Chong Nee: I’m going to champion ‘We Gon’ Ride’ forever because I love what we did. Like Biggie says, it was all a dream. I loved every step of everything that we did. Everything on the track, every one of our nights shooting together, everything we laughed about. That video was one of the pinnacles of my life and, if I could do it all again, I would do it 200 times. Not because of the money or the fame, but I’d do it 200 times because of my brothers. I’m very happy I still have Dei Hamo and Chris and Matty around, I love them so much.

Ruys: It was crazy to be a part of it. We all just said, “Hey, wouldn’t it be great if we could do this?” and then we made it happen, and everybody loved it. I think one of the things that told the industry was that we can do whatever we want, we can make things that are international quality and no dream is too big. With Dei Hamo, we proved that we could do it. We can make a really commercial, fun, international sounding hip hop record and music video in New Zealand. It can be done. There’s no reason why we can’t. 

Graham: It was special at the time, but it’s even more special now because there’s a gold filter of nostalgia over all of it. You make all the stuff and you’re great at what you do and you’re enjoying yourself, and you might have your heyday without realising it. We didn’t know this was the apex of commercial hip hop, and music video budgets, and shooting on film, and CD sales and everything else at the time. Looking back now, it’s clear how fortunate we were to all be involved. It was truly just the right place, the right time, the right people. 

Matty J Ruys, Sani Sagala and Chris Graham in 2023. (Image: Supplied)

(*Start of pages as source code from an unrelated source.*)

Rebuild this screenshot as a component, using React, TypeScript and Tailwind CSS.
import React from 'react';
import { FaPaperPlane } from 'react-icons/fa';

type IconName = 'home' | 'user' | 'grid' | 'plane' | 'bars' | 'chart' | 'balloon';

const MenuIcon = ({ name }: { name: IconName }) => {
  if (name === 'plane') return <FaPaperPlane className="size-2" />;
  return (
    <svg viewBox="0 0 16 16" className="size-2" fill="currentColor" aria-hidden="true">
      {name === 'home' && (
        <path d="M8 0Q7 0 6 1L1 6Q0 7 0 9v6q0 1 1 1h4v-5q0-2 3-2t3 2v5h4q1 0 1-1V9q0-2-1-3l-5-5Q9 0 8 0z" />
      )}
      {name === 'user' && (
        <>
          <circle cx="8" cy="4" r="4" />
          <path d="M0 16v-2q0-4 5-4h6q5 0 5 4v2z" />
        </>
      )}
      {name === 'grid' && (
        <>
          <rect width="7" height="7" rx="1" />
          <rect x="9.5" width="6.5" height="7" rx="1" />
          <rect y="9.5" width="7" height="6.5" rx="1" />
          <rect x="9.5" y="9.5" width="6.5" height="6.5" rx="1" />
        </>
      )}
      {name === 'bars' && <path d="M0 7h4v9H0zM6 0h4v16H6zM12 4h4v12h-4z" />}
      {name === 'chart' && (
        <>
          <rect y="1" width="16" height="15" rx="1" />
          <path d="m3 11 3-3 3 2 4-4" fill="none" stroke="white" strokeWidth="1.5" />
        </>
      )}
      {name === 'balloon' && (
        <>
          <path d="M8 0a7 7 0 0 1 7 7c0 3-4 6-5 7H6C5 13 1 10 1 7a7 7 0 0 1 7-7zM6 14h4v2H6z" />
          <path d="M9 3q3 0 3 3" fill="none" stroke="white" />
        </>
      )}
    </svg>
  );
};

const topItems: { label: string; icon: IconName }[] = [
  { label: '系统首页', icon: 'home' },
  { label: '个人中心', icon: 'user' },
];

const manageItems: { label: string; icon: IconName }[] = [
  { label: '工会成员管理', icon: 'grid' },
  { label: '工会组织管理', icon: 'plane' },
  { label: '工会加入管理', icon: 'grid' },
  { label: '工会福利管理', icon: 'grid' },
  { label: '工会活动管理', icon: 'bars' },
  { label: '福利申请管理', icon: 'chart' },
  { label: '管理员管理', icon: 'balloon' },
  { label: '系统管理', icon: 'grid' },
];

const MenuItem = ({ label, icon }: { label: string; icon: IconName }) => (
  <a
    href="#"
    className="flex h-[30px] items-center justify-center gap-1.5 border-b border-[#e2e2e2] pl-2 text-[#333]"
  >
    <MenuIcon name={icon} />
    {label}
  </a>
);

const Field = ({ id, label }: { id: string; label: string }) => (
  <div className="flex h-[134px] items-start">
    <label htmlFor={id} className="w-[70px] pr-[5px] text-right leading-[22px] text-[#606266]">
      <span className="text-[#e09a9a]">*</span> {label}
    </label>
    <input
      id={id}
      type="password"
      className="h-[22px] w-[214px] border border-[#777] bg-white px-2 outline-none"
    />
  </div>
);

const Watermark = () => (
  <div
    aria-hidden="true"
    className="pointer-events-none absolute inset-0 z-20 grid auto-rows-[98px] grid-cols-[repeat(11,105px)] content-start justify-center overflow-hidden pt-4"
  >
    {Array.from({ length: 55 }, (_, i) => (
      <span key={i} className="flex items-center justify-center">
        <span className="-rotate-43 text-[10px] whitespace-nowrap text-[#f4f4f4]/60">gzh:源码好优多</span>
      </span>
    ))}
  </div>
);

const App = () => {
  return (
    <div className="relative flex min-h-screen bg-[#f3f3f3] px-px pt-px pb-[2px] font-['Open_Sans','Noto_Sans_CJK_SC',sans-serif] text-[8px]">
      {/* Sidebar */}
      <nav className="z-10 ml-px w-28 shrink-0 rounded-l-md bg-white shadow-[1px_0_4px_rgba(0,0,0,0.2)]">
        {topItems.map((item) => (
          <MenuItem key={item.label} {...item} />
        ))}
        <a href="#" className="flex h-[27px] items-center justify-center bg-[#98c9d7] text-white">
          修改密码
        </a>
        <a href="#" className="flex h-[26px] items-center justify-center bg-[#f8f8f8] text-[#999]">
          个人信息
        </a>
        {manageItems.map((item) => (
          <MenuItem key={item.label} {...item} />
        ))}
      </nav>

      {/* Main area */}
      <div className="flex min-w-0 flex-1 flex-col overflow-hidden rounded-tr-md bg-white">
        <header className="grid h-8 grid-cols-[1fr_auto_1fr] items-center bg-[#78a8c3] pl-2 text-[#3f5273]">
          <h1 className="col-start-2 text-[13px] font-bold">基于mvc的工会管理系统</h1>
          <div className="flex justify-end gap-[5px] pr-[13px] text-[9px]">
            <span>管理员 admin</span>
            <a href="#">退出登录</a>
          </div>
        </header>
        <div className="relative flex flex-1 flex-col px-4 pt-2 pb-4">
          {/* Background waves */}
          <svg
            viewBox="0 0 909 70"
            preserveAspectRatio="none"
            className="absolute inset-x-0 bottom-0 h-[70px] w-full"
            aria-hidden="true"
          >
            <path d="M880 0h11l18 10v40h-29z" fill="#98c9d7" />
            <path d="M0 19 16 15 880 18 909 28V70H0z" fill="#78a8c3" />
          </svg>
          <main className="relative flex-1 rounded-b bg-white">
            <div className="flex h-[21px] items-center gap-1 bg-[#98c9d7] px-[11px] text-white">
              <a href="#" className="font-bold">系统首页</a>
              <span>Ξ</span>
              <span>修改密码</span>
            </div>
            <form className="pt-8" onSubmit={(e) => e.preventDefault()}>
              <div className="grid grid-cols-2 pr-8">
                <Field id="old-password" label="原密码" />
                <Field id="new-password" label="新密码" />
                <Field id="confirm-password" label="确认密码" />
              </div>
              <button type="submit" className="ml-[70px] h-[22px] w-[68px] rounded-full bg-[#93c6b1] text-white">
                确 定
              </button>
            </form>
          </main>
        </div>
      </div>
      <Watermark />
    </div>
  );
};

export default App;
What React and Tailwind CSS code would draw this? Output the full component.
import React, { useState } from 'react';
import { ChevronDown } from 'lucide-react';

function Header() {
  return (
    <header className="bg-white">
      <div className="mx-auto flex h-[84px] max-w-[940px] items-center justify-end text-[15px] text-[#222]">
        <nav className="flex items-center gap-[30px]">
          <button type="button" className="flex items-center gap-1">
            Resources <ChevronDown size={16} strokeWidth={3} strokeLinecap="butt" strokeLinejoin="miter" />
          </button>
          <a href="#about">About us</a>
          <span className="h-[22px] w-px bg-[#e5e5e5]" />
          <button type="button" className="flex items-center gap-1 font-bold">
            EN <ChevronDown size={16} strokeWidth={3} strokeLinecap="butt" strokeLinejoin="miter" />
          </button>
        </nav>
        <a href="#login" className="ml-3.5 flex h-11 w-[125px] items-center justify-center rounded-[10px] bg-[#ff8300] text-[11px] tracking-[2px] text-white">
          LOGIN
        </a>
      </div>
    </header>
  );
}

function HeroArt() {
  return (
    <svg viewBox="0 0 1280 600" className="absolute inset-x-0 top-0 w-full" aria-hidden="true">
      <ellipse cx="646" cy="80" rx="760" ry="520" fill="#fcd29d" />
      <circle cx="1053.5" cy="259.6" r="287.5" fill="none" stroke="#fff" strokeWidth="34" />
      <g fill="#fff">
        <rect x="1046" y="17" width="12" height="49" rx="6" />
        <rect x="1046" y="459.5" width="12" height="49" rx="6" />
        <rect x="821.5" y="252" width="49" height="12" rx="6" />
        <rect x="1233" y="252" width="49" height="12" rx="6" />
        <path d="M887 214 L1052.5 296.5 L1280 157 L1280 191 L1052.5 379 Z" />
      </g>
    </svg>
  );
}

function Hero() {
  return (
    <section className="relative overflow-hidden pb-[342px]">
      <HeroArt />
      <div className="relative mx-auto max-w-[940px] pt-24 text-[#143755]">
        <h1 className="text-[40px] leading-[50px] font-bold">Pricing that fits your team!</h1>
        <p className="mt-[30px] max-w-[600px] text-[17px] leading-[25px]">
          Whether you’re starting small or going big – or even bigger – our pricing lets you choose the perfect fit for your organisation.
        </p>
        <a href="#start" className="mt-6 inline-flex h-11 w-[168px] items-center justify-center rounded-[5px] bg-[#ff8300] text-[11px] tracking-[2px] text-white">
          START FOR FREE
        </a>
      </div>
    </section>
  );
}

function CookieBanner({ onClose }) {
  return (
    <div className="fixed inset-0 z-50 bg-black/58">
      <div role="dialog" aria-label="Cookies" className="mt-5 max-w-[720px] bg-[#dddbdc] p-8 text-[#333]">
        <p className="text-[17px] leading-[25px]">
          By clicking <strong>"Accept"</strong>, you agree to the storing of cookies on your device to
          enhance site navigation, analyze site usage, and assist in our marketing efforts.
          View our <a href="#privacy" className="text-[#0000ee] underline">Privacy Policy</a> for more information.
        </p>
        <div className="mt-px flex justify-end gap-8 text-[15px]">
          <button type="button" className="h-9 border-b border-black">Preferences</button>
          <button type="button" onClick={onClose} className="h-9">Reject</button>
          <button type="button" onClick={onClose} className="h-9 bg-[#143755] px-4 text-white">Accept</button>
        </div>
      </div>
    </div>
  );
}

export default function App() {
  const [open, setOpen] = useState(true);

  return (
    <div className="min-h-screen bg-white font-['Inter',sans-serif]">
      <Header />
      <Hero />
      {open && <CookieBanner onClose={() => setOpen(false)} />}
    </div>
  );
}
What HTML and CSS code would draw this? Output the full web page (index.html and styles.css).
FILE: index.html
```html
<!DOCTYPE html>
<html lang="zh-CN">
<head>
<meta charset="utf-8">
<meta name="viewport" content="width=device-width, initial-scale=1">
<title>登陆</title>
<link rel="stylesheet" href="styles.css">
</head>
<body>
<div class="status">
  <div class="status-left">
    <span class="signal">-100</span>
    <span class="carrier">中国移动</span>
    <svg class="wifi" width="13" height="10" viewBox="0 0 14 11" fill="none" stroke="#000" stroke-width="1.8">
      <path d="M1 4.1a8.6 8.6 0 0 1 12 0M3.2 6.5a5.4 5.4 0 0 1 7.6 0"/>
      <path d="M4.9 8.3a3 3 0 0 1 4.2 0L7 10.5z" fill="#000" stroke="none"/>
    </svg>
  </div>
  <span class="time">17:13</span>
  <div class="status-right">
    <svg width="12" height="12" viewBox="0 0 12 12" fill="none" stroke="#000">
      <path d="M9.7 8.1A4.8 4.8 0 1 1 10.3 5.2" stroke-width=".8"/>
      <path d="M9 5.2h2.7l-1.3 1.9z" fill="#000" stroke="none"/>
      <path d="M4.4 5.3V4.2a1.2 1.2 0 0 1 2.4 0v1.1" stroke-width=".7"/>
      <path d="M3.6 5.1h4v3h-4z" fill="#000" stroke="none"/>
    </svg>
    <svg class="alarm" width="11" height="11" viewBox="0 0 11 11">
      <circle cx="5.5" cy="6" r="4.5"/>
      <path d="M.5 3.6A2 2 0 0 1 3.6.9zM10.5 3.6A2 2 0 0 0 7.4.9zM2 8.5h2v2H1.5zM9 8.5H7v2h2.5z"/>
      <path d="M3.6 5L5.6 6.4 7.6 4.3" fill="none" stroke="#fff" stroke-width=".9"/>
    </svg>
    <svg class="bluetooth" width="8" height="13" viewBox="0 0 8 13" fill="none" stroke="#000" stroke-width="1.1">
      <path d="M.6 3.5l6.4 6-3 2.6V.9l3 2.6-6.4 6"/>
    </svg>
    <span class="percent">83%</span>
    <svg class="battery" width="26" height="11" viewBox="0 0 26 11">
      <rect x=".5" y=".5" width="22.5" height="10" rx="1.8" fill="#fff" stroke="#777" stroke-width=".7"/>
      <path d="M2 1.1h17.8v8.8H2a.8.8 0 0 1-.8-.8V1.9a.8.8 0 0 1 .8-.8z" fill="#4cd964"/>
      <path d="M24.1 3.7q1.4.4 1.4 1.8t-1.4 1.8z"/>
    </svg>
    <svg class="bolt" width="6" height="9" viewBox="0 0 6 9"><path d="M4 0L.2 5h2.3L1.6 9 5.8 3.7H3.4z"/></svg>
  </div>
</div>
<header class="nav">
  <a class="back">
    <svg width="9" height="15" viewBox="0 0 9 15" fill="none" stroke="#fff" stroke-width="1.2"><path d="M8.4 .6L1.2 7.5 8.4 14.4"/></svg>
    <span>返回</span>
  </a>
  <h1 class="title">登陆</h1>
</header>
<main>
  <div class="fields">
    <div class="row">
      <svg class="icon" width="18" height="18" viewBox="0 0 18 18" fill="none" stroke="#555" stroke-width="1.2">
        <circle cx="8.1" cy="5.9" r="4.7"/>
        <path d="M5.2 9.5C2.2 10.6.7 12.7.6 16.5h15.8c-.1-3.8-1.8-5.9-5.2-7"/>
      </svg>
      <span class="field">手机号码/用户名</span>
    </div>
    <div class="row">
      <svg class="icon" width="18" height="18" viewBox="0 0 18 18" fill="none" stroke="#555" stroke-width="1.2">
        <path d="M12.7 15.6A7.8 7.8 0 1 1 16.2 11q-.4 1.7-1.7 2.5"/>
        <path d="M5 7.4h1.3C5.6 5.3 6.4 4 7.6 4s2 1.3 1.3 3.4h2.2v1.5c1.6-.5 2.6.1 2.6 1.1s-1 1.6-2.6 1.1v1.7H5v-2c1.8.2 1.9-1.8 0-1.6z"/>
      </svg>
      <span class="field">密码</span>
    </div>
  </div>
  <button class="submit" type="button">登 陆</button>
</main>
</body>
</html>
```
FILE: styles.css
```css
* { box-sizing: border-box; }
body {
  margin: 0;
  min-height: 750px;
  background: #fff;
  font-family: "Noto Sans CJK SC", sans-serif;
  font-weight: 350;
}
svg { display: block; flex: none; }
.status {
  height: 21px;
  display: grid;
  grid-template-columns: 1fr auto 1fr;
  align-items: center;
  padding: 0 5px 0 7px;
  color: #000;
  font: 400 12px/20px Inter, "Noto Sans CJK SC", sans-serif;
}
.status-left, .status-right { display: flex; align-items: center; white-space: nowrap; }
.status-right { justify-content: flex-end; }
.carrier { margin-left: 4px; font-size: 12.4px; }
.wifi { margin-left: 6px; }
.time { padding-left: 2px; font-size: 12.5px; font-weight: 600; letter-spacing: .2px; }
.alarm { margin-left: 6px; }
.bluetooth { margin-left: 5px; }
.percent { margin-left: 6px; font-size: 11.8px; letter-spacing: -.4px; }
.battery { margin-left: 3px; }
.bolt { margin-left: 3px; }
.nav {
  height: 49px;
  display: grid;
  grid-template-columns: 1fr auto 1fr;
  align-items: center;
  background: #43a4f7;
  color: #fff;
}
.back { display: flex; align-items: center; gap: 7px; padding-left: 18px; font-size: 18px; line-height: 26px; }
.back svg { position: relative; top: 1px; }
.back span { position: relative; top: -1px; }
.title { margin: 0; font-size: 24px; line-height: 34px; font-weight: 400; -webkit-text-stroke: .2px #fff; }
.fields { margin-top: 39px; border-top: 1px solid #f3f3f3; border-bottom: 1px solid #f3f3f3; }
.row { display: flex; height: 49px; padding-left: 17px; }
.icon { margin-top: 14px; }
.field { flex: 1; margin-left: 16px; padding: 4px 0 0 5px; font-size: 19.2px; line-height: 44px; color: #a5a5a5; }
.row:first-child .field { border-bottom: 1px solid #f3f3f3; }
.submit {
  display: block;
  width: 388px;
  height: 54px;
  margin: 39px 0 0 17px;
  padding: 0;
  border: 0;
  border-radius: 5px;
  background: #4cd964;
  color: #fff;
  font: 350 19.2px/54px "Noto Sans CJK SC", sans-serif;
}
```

Bell: It was a watershed moment. There was a very clear period of time where we had been setting up for some pretty astronomical success in our scene. And it just so happened that Sani made that record at the right time, with the right momentum, and his was possibly the most complete and polished commercial project of them all. I think what’s important is that people know that the Aotearoa hip hop legacy is Sani – not just that song, but the man. He’s been a very important part of hip hop from the very first MC battle in New Zealand The song is obviously incredible, but people need to recognise that Sani is basically the sum total of it all. 

I have just one more funny story about Sani from years after ‘We Gon’ Ride’ came out. At Mediaworks we had these radio survey release parties. And one year they decided to have a DJ competition. Now, I’m so competitive that I was like, “We’re gonna bury everyone else”. So I rang Sani and asked him if he could please turn up at our survey party and feature on my set. And he fucking did it. That’s the kind of guy he is. He drove all the way into town, sat out there in the carpark, walked in when I gave him a wave and performed ‘We Gon’ Ride’, got in his car and drove home. Who takes hours out of their day to do that? Only a fucking legend. 

Sagala: Looking back is bittersweet for me. Because I would love to relive it all again, but at the same time it was this beautiful, perfect moment in time. I honestly thought I would have achieved my ‘We Gon’ Ride’ before 1999, but looking back it wasn’t the right time yet. New Zealand wasn’t mature enough, the market wasn’t mature enough, and I probably wasn’t mature enough. My son was born, I retired myself from music with no plans of coming back, and then I got that call from Matty out of the blue in 2003. I am a great believer in the universe’s timing. It may have seemed like the moment came late for me, but really it was right on time.